Problem
Copy out every line that contains "this".

-- Start Excerpted data --

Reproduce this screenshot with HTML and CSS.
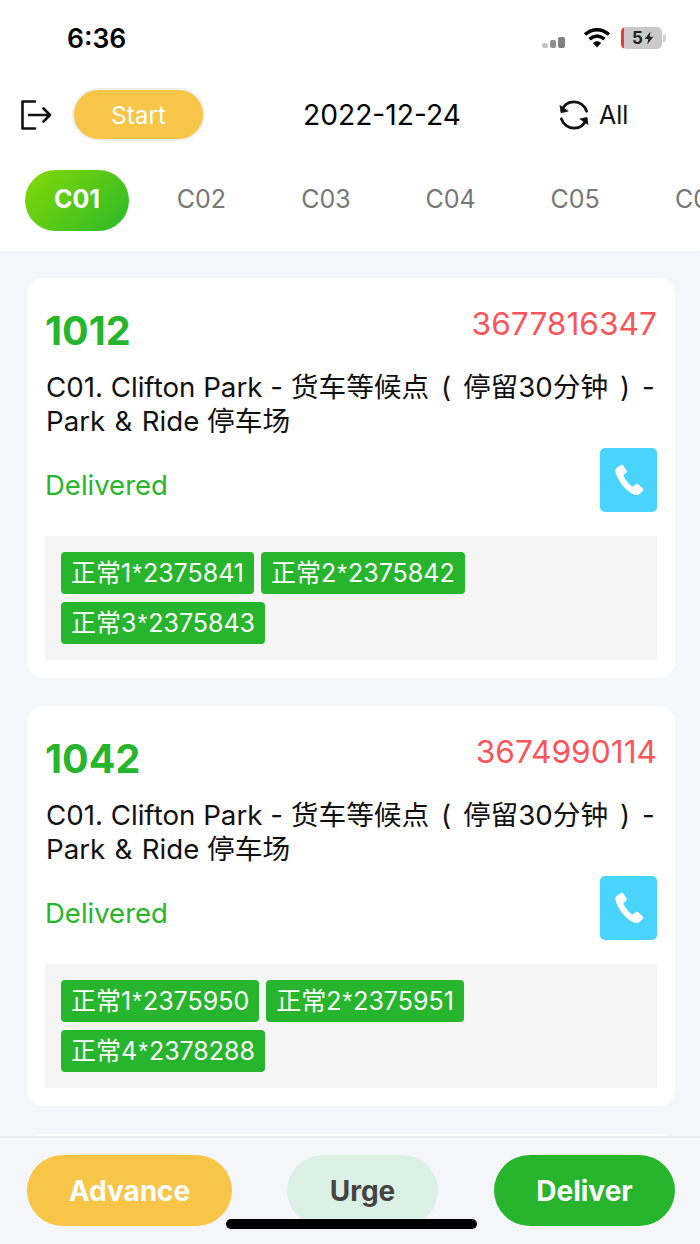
FILE: index.html
```html
<!DOCTYPE html>
<html lang="en">
<head>
<meta charset="utf-8">
<title>Deliveries</title>
<link rel="stylesheet" href="styles.css">
</head>
<body>
<div class="app">
  <header class="header">
    <div class="status">
      <span class="time">6:36</span>
      <div class="status-icons">
        <svg class="signal" width="24" height="14" viewBox="0 0 24 14"><rect x="0" y="7" width="6" height="5" rx="2" fill="#c4c4c4"/><rect x="8" y="4" width="6" height="8" rx="2" fill="#8f8f8f"/><rect x="16" y="1" width="7" height="11" rx="2" fill="#808080"/></svg>
        <svg class="wifi" width="28" height="22" viewBox="0 0 28 22"><path d="M2 7.500C9.500 1 18.500 1 26 7.500" fill="none" stroke="#000" stroke-width="3.500"/><path d="M6.500 12.200C11.500 8 16.500 8 21.500 12.200" fill="none" stroke="#000" stroke-width="3.500"/><path d="M9.800 16C12.500 13.500 15.500 13.500 18.200 16L14 20.500Z" fill="#000"/></svg>
        <div class="battery"><span class="batt-red"></span><span class="batt-text">5</span><svg class="bolt" width="10" height="14" viewBox="0 0 10 14"><path d="M6.500 0.500L0.800 8H4.300L3.300 13.500L9.200 5.800H5.700Z" fill="#222"/></svg></div>
        <span class="batt-cap"></span>
      </div>
    </div>
    <div class="toolbar">
      <svg class="logout" width="32" height="32" viewBox="0 0 32 32"><path d="M15 2.500H2.500V29.500H15" fill="none" stroke="#111" stroke-width="2.600" stroke-linecap="round" stroke-linejoin="round"/><path d="M9 16H30M23.500 9.500L30 16L23.500 22.500" fill="none" stroke="#111" stroke-width="2.600" stroke-linecap="round" stroke-linejoin="round"/></svg>
      <button class="start">Start</button>
      <span class="date">2022-12-24</span>
      <div class="all">
        <svg width="32" height="30" viewBox="0 0 34 32"><path d="M4 11.500C6 5.500 11 2 17 2C23 2 28.500 5.800 30.500 12" fill="none" stroke="#111" stroke-width="2.900" stroke-linecap="round"/><path d="M30 20.500C28 26.500 23 30 17 30C11 30 5.500 26.200 3.500 20" fill="none" stroke="#111" stroke-width="2.900" stroke-linecap="round"/><path d="M1.500 5L3 14L11.500 12Z" fill="#111"/><path d="M32.500 27L31 18L22.500 20Z" fill="#111"/></svg>
        <span>All</span>
      </div>
    </div>
    <nav class="tabs">
      <span class="tab active">C01</span>
      <span class="tab">C02</span>
      <span class="tab">C03</span>
      <span class="tab">C04</span>
      <span class="tab">C05</span>
      <span class="tab">C06</span>
    </nav>
  </header>
  <main class="list">
    <article class="card">
      <div class="card-top"><span class="code">1012</span><span class="phone">3677816347</span></div>
      <p class="addr">C01. Clifton Park - <span class="cn">货车等候点 ( 停留30分钟 ) -</span> <span class="en">Park &amp; Ride</span> 停车场</p>
      <div class="state-row"><span class="state">Delivered</span>
        <button class="call"><svg width="30" height="32" viewBox="0 0 30 32"><path d="M6.500 1.200L3.300 3.200C1.200 4.500 0.800 6.800 1.800 9.500C3.800 15 6.700 20 11 24.300C14 27.300 18 30.300 21 31C23 31.500 24.500 30.800 26 29.500L28.700 27C29.500 26.200 29.500 25.200 28.800 24.500L24.300 20.300C23.500 19.600 22.500 19.500 21.700 20.200L19.500 22C18.700 22.600 17.800 22.500 17 21.800C14 19.300 11.500 16 9.800 12.500C9.400 11.600 9.600 10.800 10.400 10.200L12 9C12.800 8.300 13 7.400 12.500 6.500L9.500 1.800C8.800 0.800 7.500 0.600 6.500 1.200Z" fill="#fff"/></svg></button>
      </div>
      <div class="tags">
        <span class="tag">正常1<span class="star">*</span>2375841</span>
        <span class="tag">正常2<span class="star">*</span>2375842</span>
        <span class="tag">正常3<span class="star">*</span>2375843</span>
      </div>
    </article>
    <article class="card">
      <div class="card-top"><span class="code">1042</span><span class="phone">3674990114</span></div>
      <p class="addr">C01. Clifton Park - <span class="cn">货车等候点 ( 停留30分钟 ) -</span> <span class="en">Park &amp; Ride</span> 停车场</p>
      <div class="state-row"><span class="state">Delivered</span>
        <button class="call"><svg width="30" height="32" viewBox="0 0 30 32"><path d="M6.500 1.200L3.300 3.200C1.200 4.500 0.800 6.800 1.800 9.500C3.800 15 6.700 20 11 24.300C14 27.300 18 30.300 21 31C23 31.500 24.500 30.800 26 29.500L28.700 27C29.500 26.200 29.500 25.200 28.800 24.500L24.300 20.300C23.500 19.600 22.500 19.500 21.700 20.200L19.500 22C18.700 22.600 17.800 22.500 17 21.800C14 19.300 11.500 16 9.800 12.500C9.400 11.600 9.600 10.800 10.400 10.200L12 9C12.800 8.300 13 7.400 12.500 6.500L9.500 1.800C8.800 0.800 7.500 0.600 6.500 1.200Z" fill="#fff"/></svg></button>
      </div>
      <div class="tags">
        <span class="tag">正常1<span class="star">*</span>2375950</span>
        <span class="tag">正常2<span class="star">*</span>2375951</span>
        <span class="tag">正常4<span class="star">*</span>2378288</span>
      </div>
    </article>
    <article class="card card-peek"></article>
  </main>
  <footer class="footer">
    <button class="act advance">Advance</button>
    <button class="act urge">Urge</button>
    <button class="act deliver">Deliver</button>
  </footer>
  <div class="home-bar"></div>
</div>
</body>
</html>
```

FILE: styles.css
```css
* { box-sizing: border-box; }
html, body { margin: 0; padding: 0; }
body { width: 700px; height: 1244px; overflow: hidden; background: #f5f6fa; font-family: Inter, "Noto Sans CJK SC", sans-serif; color: #111; }
button { font-family: inherit; border: 0; padding: 0; }
.app { position: relative; width: 700px; height: 1244px; overflow: hidden; display: flex; flex-direction: column; }

.header { height: 251px; background: #fff; flex: none; box-shadow: 0 1px 3px rgba(0,0,0,.02); }
.status { height: 76px; display: flex; align-items: center; justify-content: space-between; padding: 0 34px 0 67px; }
.time { font-size: 26.500px; font-weight: 600; color: #000; }
.status-icons { display: flex; align-items: center; }
.signal { margin: 10px 17px 0 0; }
.wifi { margin-right: 10px; }
.battery { width: 41px; height: 22px; background: #c9c9c9; border-radius: 5px; position: relative; overflow: hidden; display: flex; align-items: center; justify-content: center; padding-left: 3px; gap: 1px; }
.batt-red { position: absolute; left: 0; top: 0; bottom: 0; width: 3px; background: #f0383a; }
.batt-text { font-size: 17px; font-weight: 700; color: #222; }
.batt-cap { width: 3px; height: 8px; background: #d3d3d3; border-radius: 0 2px 2px 0; margin-left: 1px; }

.toolbar { height: 78px; display: flex; align-items: center; padding-left: 20px; }
.logout { flex: none; margin-top: -1px; }
.start { width: 133px; height: 53px; margin-left: 20px; border-radius: 27px; background: #f7c548; border: 2px solid #eeeeee; color: #fff; font-size: 24.300px; margin-top: -1px; }
.date { margin-left: 98px; font-size: 28.200px; color: #000; width: 157px; white-space: nowrap; }
.all { margin-left: 98px; display: flex; align-items: center; gap: 9px; font-size: 25px; color: #111; }

.tabs { height: 97px; display: flex; align-items: center; padding-left: 25px; gap: 0; overflow: hidden; margin-top: -2px; }
.tab { flex: none; width: 124.600px; text-align: center; font-size: 25px; color: #777; padding-bottom: 3px; }
.tab.active { width: 104px; height: 61px; line-height: 58px; padding-bottom: 0; border-radius: 31px; margin-right: 10px; color: #fff; font-weight: 700; background: linear-gradient(135deg, #86da06, #2ab82a); }

.list { flex: 1; padding: 27px 25px 0 27px; display: flex; flex-direction: column; gap: 28px; }
.card { background: #fff; border-radius: 16px; height: 400px; flex: none; padding: 22px 18px 18px 18px; }
.card-top { display: flex; justify-content: space-between; align-items: flex-start; height: 70px; }
.code { font-size: 39.500px; font-weight: 700; color: #26b52d; line-height: 62px; }
.phone { font-size: 31.700px; color: #f9555b; line-height: 48px; }
.addr { margin: 0 0 0 1px; font-size: 27.700px; line-height: 34px; color: #111; height: 68px; }
.cn { word-spacing: 4px; }
.en { word-spacing: 1.500px; }
.state-row { display: flex; justify-content: space-between; align-items: center; height: 64px; margin-top: 10px; }
.state { font-size: 27.500px; color: #26b52d; padding-top: 9px; }
.call { width: 57px; height: 64px; background: #48d4fd; border-radius: 5px; display: flex; align-items: center; justify-content: center; }
.tags { margin-top: 24px; height: 124px; background: #f5f5f5; padding: 16px 16px; display: flex; flex-wrap: wrap; gap: 8px 7px; align-content: flex-start; }
.tag { height: 42px; line-height: 42px; padding: 0 10px; background: #26b52d; border-radius: 4px; color: #fff; font-size: 25px; white-space: nowrap; }
.star { font-family: "Liberation Sans", sans-serif; margin: 0 1px; }

.footer { position: absolute; left: 0; right: 0; bottom: 0; height: 108px; background: #f5f6fa; border-top: 2px solid #ececee; display: flex; align-items: flex-start; padding: 17px 25px 0 27px; justify-content: space-between; }
.act { height: 71px; border-radius: 36px; font-size: 28px; font-weight: 700; color: #fff; }
.advance { width: 205px; background: #f7c548; }
.urge { width: 151px; background: #dcf1e5; color: #444; margin-left: -1px; }
.deliver { width: 181px; background: #26b52d; }
.home-bar { position: absolute; left: 226px; top: 1219px; width: 251px; height: 10px; background: #000; border-radius: 5px; }
```
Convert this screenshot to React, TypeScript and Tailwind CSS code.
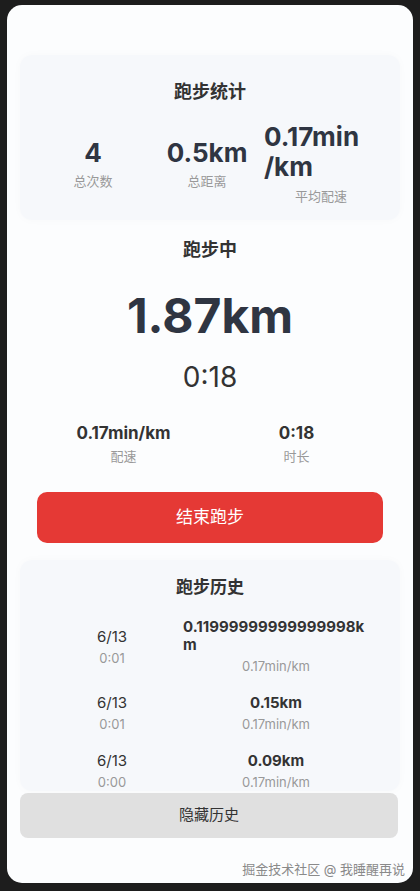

-- End Excerpted data --

Problem solution
Reproduce this screenshot with HTML and CSS.
Convert this screenshot to React, TypeScript and Tailwind CSS code.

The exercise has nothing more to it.